Chamberlain wants the deal scuttled. He says he wrote to Education Minister Chris Hipkins asking for an explanation, but the response was laughable.

The reply reiterates the Government's position that the grant was made to the school as part of a suite of "shovel-ready" projects from the COVID-19 infrastructure fund.

The minister also pointed out that the funding does not affect Education Ministry funding, and $11.75 million has been set aside for upgrades to Taranaki's 78 schools over the next two years, with $68 million dollars already spent on school property in the region between 2017 and 2019.

But Chamberlain says $11.75 million between 78 schools is not in the same league.

"That amounts to 150,000 per school, and is a long shot away from what one green school is proposed to be receiving."

He's sceptical that all details about how the green school's funding was granted have come to light, and suggests an Official Information Act request may reveal details that make it unpalatable to go through with the funding.

"We are suspecting that the OIA material that's released will scuttle the whole prospect all together for the Green School."

While Chamberlain wishes the Green School well as an environmental institution, he says the issue is that as a private enterprise it shouldn't receive taxpayer funds.

The Green School has said most of the money was meant to be in the form of loans.

But Chamberlain says that's still unacceptable use of taxpayer funds and converting the grant into a loan won't end the controversy.
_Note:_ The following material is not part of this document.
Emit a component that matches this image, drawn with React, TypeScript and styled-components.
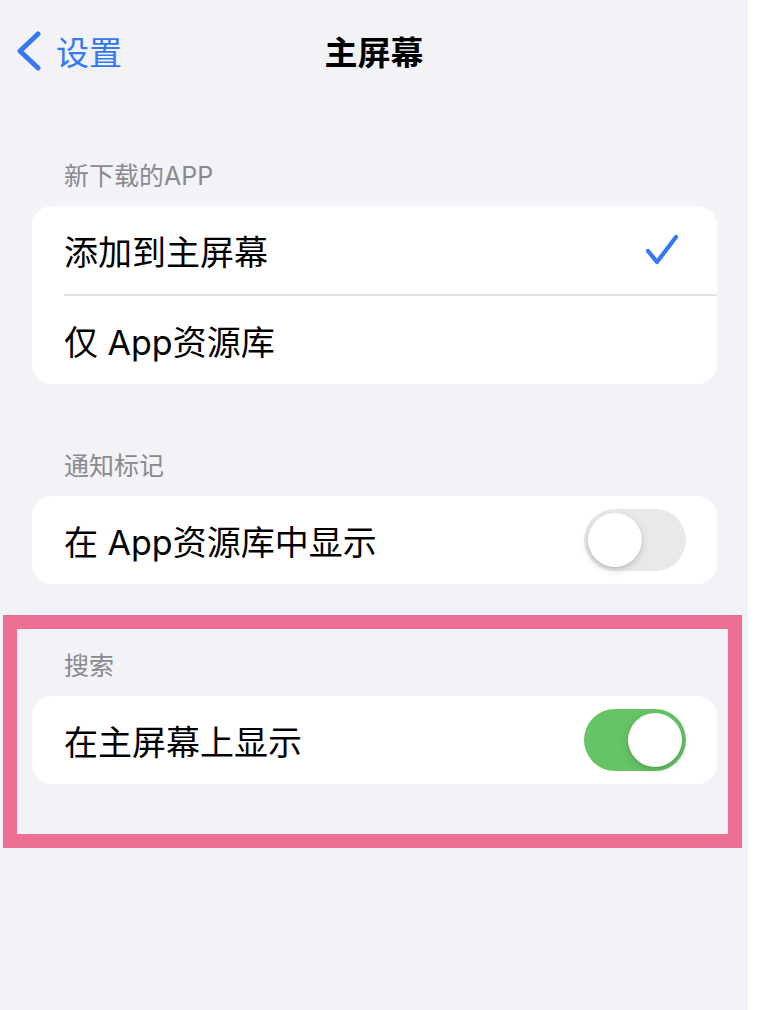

He says as a private institution the Green School should have had a bank-based strategy for raising funds for its expansion and given that interest rates are where they are at the moment that's something that should be totally accessible to them.

Green Party co-leader James Shaw, who announced the grant and signed the grant off alongside other ministers, has come under fire for his involvement.

He has emphasised that the grant will secure more than 200 constructions jobs for the region, but later apologised for his 'error of judgement', and said the grant would most likely be made as a loan.